Her mother hated cooking and was happy to leave the kitchen to her. “I would just go ahead and do it myself. I remember making éclairs and stuffing them with cream and not knowing what I was really doing. But I had the ‘want’ to do it.”

Like everything else, some children will take to cookery easily, others will have less interest, but the important thing is to give them the chance.

For more information, see or tel 086 806 6111; or tel 01 6896476.

How to get the children into the kitchen

Start with shopping for ingredients. If you can source some direct from producers, rather than in sterile supermarkets, all the better.

Find a job for every child at meal times , whether it is helping to prepare the food, lay the table, watch the clock for the oven or clear up afterwards.

Bake with smaller children – they love the mess and the sugar.

Equip them with utensils scaled down for smaller hands.

Don’t spoil the fun by moaning about the mess but teach them to clean as they go.

Start with easy , quick recipes.

As children grow older , give them free rein in the kitchen – you probably under-estimate their capabilities.

Use the weekends to enjoy the ritual of family meals, from the preparation, through the eating to clearing up together afterwards.

You can watch demonstrations, but you really only learn when it’s hands on

NERVOUS, over-protective parents look away now. When budding chefs get into the kitchen, they want to get their hands on decent knives.

That much is clear at a recent session of Head Chef, Junior Chef in Ballyknocken Cookery School, Co Wicklow. Small, blue-handled knives are available for the younger choppers, but most opt to use the very large, yellow-handled ones to hack into onions, tomatoes, sweet potatoes and pineapples, evoking varying degrees of discomfort among the accompanying adults.

However, chef Sharon Bradford gives them a pep talk on their prep work before they try it themselves and then keeps a close eye on their technique as she walks between the stainless-steel work stations.

Seven adults and eight children, dressed in plastic aprons and cardboard chef’s hats, are here on a Sunday afternoon to cook their way through four recipes: fish cakes with avocado salsa, turkey burgers, sweet potato, chicken and coconut curry, and chocolate fondue. There is gender balance among the children but women outnumber men.

“You can watch demonstrations but you really only learn when it’s hands on,” says TV chef and food writer Catherine Fulvio who runs Ballyknocken, where she lives with her Sicilian husband, Claudio, and their two children, aged nine and seven.

The school started by running child-centred courses at mid-term breaks three times a year, but such is the demand, they are conducted nearly every month now.

There is a lot more to cookery than teaching a child how to cook because it is in fashion, says Fulvio. It not only educates you about the food and the health benefits of eating properly but is training for life. It is a skill with which you can work your way around the world, in restaurants, event catering and on luxury yachts.
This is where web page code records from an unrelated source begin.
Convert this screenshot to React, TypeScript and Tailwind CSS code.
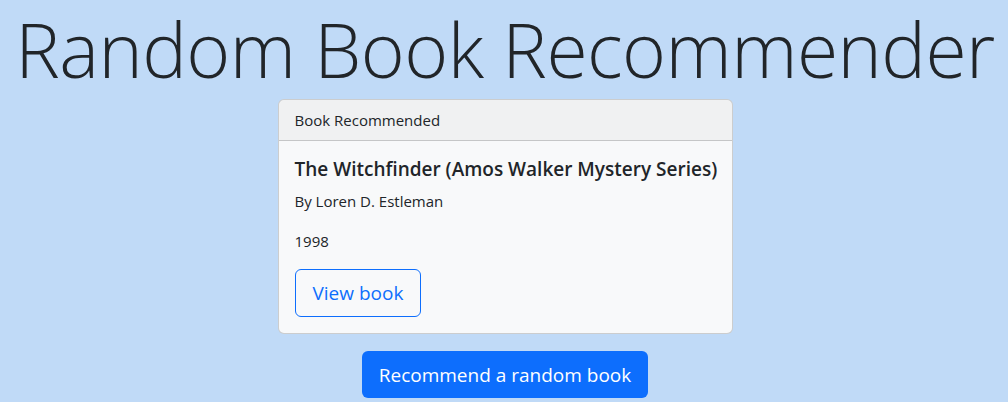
export default function App() {
  return (
    <div className="min-h-[402px] w-full bg-[#c0daf7] text-[#212529] flex flex-col items-center pl-[2px]" style={{ fontFamily: '"Open Sans", "Noto Sans", sans-serif' }}>
      <h1 className="w-full pt-[3px] text-[75px] font-light leading-[93px] tracking-[-0.55px] text-center">Random Book Recommender</h1>
      <div className="mt-[3px] w-[455px] bg-[#f8f9fa] border border-[rgba(0,0,0,0.175)] rounded-[6px] overflow-hidden">
        <div className="px-4 py-2 leading-6 text-[15px] bg-[rgba(0,0,0,0.03)] border-b border-[rgba(0,0,0,0.175)]">Book Recommended</div>
        <div className="p-4">
          <h5 className="text-[19px] font-semibold leading-6 mb-2 whitespace-nowrap">The Witchfinder (Amos Walker Mystery Series)</h5>
          <p className="text-[15px] leading-6 mb-4">By Loren D. Estleman</p>
          <p className="text-[15px] leading-6 mb-4">1998</p>
          <button className="h-12 px-[17px] text-[19px] text-[#0d6efd] border border-[#0d6efd] rounded-[6px] leading-[30px]">View book</button>
        </div>
      </div>
      <button className="mt-[17px] h-[47px] px-[17px] text-[19px] text-white bg-[#0d6efd] rounded-[6px] leading-[30px]">Recommend a random book</button>
    </div>
  );
}
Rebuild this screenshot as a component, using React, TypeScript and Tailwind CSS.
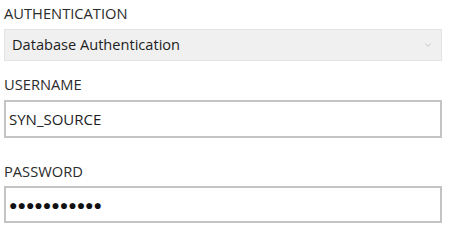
import { ChevronDown } from 'lucide-react'

function Label({ children }: { children: string }) {
  return <div className="text-[14.7px] leading-[20px] text-[#2b2b2b]">{children}</div>
}

export default function App() {
  return (
    <div className="w-[453px] h-[228px] bg-white px-1 pt-[3px] font-['Open_Sans',sans-serif]">
      <div className="w-[438px]">
        <Label>AUTHENTICATION</Label>
        <div className="mt-[6px] h-[32px] flex items-center justify-between border border-[#e3e3e3] bg-[#f0f0f0] pl-[7px] pr-[8px]">
          <span className="text-[14.6px] text-[#1e1e1e]">Database Authentication</span>
          <ChevronDown className="w-[10px] h-[10px] text-[#a8a8a8]" strokeWidth={1.5} />
        </div>

        <div className="mt-[13px]">
          <Label>USERNAME</Label>
        </div>
        <div className="mt-[6px] h-[38px] flex items-center border-2 border-[#c4c4c4] bg-white pl-[3px]">
          <span className="text-[15px] text-[#1e1e1e]">SYN_SOURCE</span>
        </div>

        <div className="mt-[23px]">
          <Label>PASSWORD</Label>
        </div>
        <div className="mt-[5px] h-[37px] flex items-center border-2 border-[#c4c4c4] bg-white pl-[3px]">
          <span className="text-[14px] text-[#111]">●●●●●●●●●●●</span>
        </div>
      </div>
    </div>
  )
}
“When you are younger, it teaches you maths – how to double recipes, halve recipes, measure things. It teaches you how to read. It teaches you how to use your hands,” she says.
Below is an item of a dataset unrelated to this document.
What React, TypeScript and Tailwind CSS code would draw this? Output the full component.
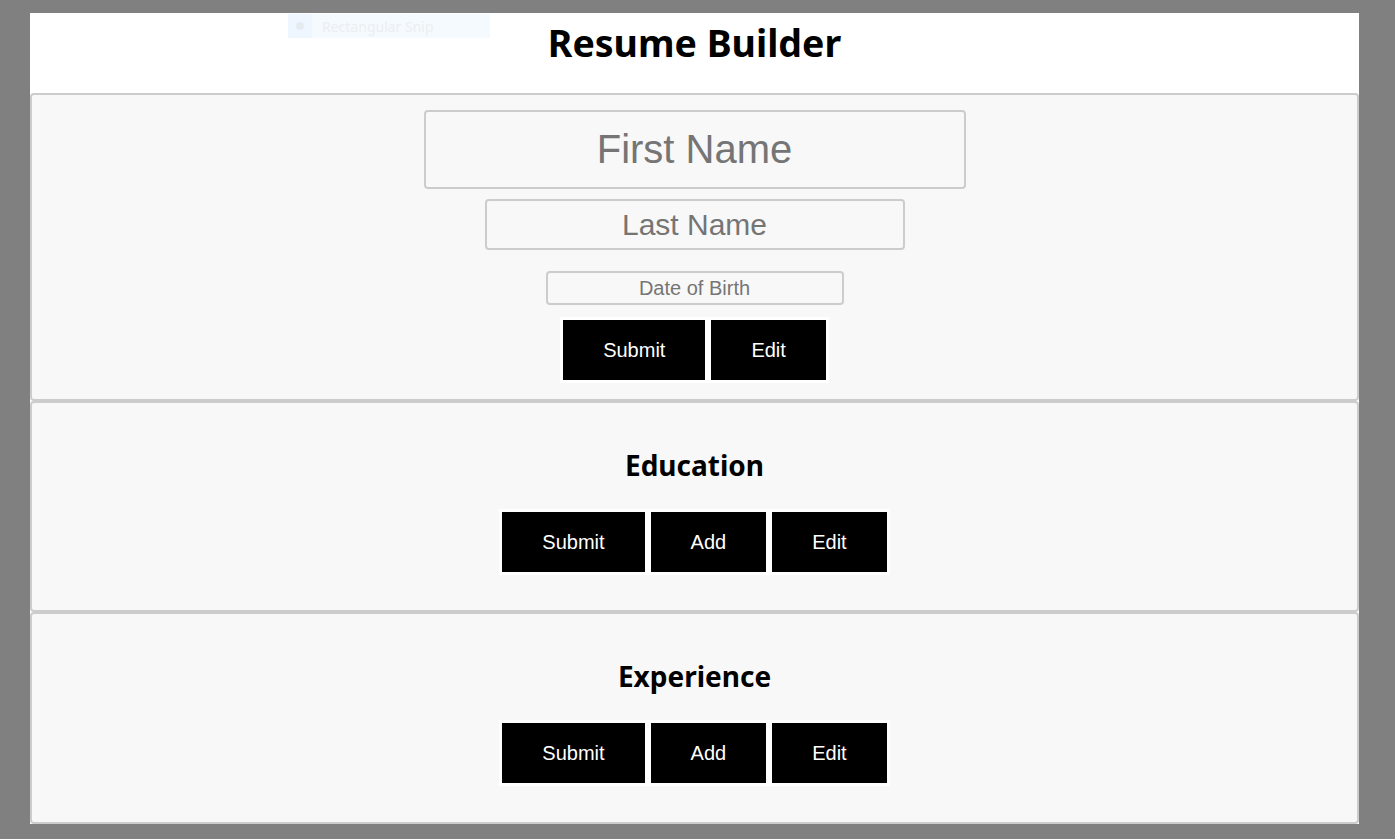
import React from "react";

function Btn({ label }: { label: string }) {
  return (
    <button
      type="button"
      className="h-[66px] border-[3px] border-white bg-black px-[40px] text-[20px] leading-[23px] text-white"
      style={{ fontFamily: '"Liberation Sans", Arial, sans-serif' }}
    >
      {label}
    </button>
  );
}

function Section({ title, buttons, tall }: { title: string; buttons: string[]; tall?: boolean }) {
  return (
    <div
      className={
        tall
          ? "flex h-[212px] flex-col items-center rounded-[4px] border-2 border-[#cccccc] bg-[#f8f8f8]"
          : "flex h-[211px] flex-col items-center rounded-[4px] border-2 border-[#cccccc] bg-[#f8f8f8]"
      }
    >
      <h2
        className="mt-[44px] text-[28px] font-bold leading-[36px] text-black"
        style={{ fontFamily: '"Noto Sans", "Open Sans", sans-serif' }}
      >
        {title}
      </h2>
      <div className="mt-[26px] flex">
        {buttons.map((b) => (
          <Btn key={b} label={b} />
        ))}
      </div>
    </div>
  );
}

export default function App() {
  const arial = { fontFamily: '"Liberation Sans", Arial, sans-serif' };
  return (
    <div className="h-[839px] w-full overflow-hidden bg-[#808080] pl-[30px] pt-[13px]">
      <div className="relative flex h-[811px] w-[1329px] flex-col bg-white">
        <div className="absolute left-[258px] top-[1px] flex h-[24px] w-[202px] items-center bg-[#f5faff]">
          <div className="flex h-full w-[24px] items-center justify-center bg-[#eef6ff]">
            <div className="h-[8px] w-[8px] rounded-full bg-[#e6ebf0]" />
          </div>
          <span
            className="ml-[10px] text-[14px] text-[#eceef1]"
            style={{ fontFamily: '"Noto Sans", sans-serif' }}
          >
            Rectangular Snip
          </span>
        </div>
        <div className="flex h-[80px] justify-center">
          <h1
            className="mt-[6px] text-[37.5px] font-bold leading-[48px] text-black"
            style={{ fontFamily: '"Noto Sans", "Open Sans", sans-serif' }}
          >
            Resume Builder
          </h1>
        </div>
        <div className="flex h-[308px] flex-col items-center rounded-[4px] border-2 border-[#cccccc] bg-[#f8f8f8]">
          <input
            placeholder="First Name"
            className="mt-[15px] h-[79px] w-[542px] rounded-[4px] border-2 border-[#cccccc] bg-transparent text-center text-[40px] outline-none placeholder:text-[#757575]"
            style={arial}
          />
          <input
            placeholder="Last Name"
            className="mt-[10px] h-[51px] w-[420px] rounded-[4px] border-2 border-[#cccccc] bg-transparent text-center text-[30px] outline-none placeholder:text-[#757575]"
            style={arial}
          />
          <input
            placeholder="Date of Birth"
            className="mt-[21px] h-[34px] w-[298px] rounded-[4px] border-2 border-[#cccccc] bg-transparent text-center text-[20px] outline-none placeholder:text-[#757575]"
            style={arial}
          />
          <div className="mt-[12px] flex">
            <Btn label="Submit" />
            <Btn label="Edit" />
          </div>
        </div>
        <Section title="Education" buttons={["Submit", "Add", "Edit"]} />
        <Section title="Experience" buttons={["Submit", "Add", "Edit"]} tall />
      </div>
    </div>
  );
}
Although it is her job, Fulvio also enjoys cooking with her own children in her spare time. “It is like going for a walk with them or taking out the bikes, it is quality time with the children in the kitchen and you learn so much when you are chatting about what really is going on.”
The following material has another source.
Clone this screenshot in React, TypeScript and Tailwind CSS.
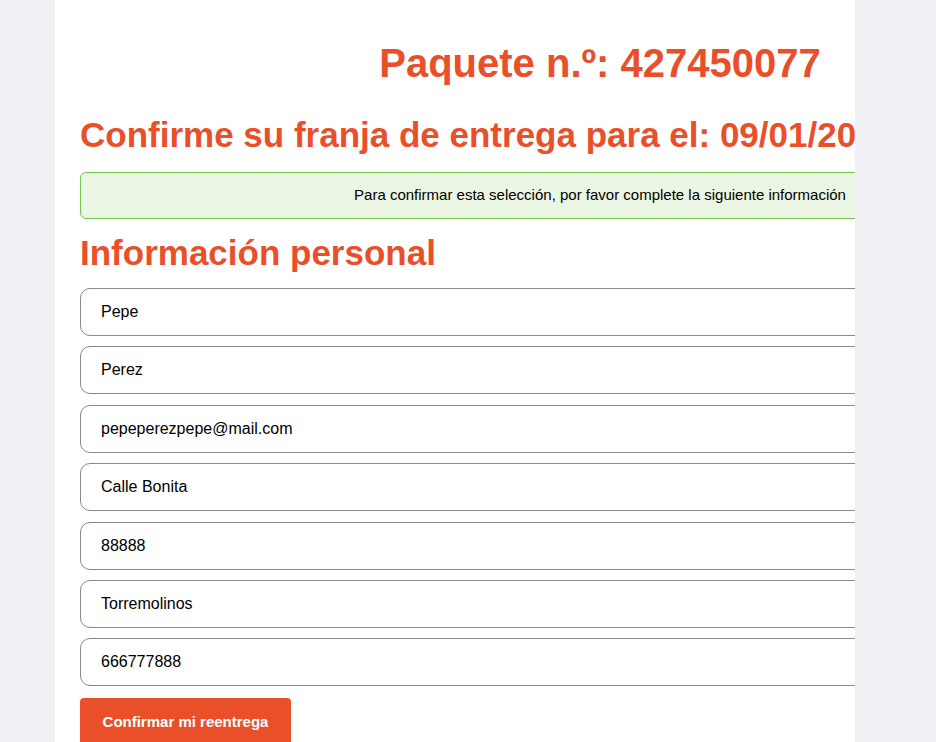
const fields = ["Pepe", "Perez", "pepeperezpepe@mail.com", "Calle Bonita", "88888", "Torremolinos", "666777888"];

export default function App() {
  return (
    <div className="min-h-screen bg-[#f0f1f5] font-['Liberation_Sans',Arial,sans-serif]">
      <div className="ml-[55px] w-[800px] min-h-screen overflow-hidden bg-white">
        <div className="w-[1040px] ml-[25px] pt-[40px]">
          <h1 className="text-center text-[40px] leading-[46px] font-bold text-[#e9502a]">
            Paquete n.º: 427450077
          </h1>
          <h2 className="mt-[29px] whitespace-nowrap text-[35px] leading-[40px] font-bold text-[#e9502a]">
            Confirme su franja de entrega para el: 09/01/2025
          </h2>
          <div className="mt-[17px] flex h-[47px] items-center justify-center rounded-[6px] border border-[#78c452] bg-[#eaf5e3] text-[15px] text-black">
            Para confirmar esta selección, por favor complete la siguiente información
          </div>
          <h3 className="mt-[14px] text-[35px] leading-[40px] font-bold text-[#e9502a]">
            Información personal
          </h3>
          <form className="mt-[15px] flex flex-col gap-[10.4px]">
            {fields.map((v) => (
              <input
                key={v}
                defaultValue={v}
                className="h-[48px] w-full rounded-[10px] border border-[#8a8a8a] px-5 text-base text-black outline-none"
              />
            ))}
            <button
              type="button"
              className="mt-[1px] h-[50px] w-[211px] rounded-[4px] bg-[#e9502a] text-[15px] font-bold text-white"
            >
              Confirmar mi reentrega
            </button>
          </form>
        </div>
      </div>
    </div>
  );
}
Catherine Arnold (10) from north Co Dublin has Santa to thank for her chance to be here with her mother, Theresa, and to meet Fulvio, her culinary heroine, in person. “She always watches her on TV,” says Theresa.

A keen cook, Catherine wields the chopping knife with confidence. Her favourite dish to make at home – before attending the course at least – was linguini with tomato sauce.

At the other end of the kitchen, Fulvio has another avid fan in chatty Ronan Seery (12) from Blackrock, Co Dublin, who is here as a birthday treat with his father Oliver. They are working opposite a quieter Shay Loughlin (12), who has come from Newbridge, Co Kildare, with his mother Anne as a Confirmation present, because he likes to cook, she explains.

As Ronan plunges both hands into a bowl of warm poached fish and mashed potato, he says “it has the most lovely feel”. Like all the children, he revels in the really messy job of covering the fish cakes in flour, egg and breadcrumbs before placing them on a tray to be chilled before frying.

Oliver is happy to take a back seat and only takes over when the onion vapours become too much for Ronan as he starts chopping again for the turkey burgers.

The collaborative nature of the class is what attracted Orla Slattery. She and her six-year-old son Senan have travelled from Quin, Co Clare, because it was the only cookery course of its kind she could find.

“We are learning together and then we can do it together,” she points out. Senan, who has an endearing giggle, stands on a chair to make it easier for him to get to grips with the ingredients. As one of the youngest participants, he needs plenty of help from his mum and, when it gets to frying the fish cakes on one of the hobs at the end of the room, he opts to sit it out.

When every dish is cooked, the moment of truth comes at a buffet meal in the adjoining converted hay barn where Bradford and her assistant tutor, Aoife Kane, serve the food back to its creators. Which recipe will they cook first when they get home?

“The fish cakes,” says Sophie Gallagher (13) from Wicklow, who came with her grandmother Phil Gallagher from Bunclody, Co Wexford. For Catherine, it is the curry.

Ronan reckons it is a toss up between the fish cakes and the curry. “There’s too much veg in the burger,” he says. Shay and Senan, as they dip pineapple, marshmallows and banana into the divine concoction of chocolate fondue, choose making dessert for starters.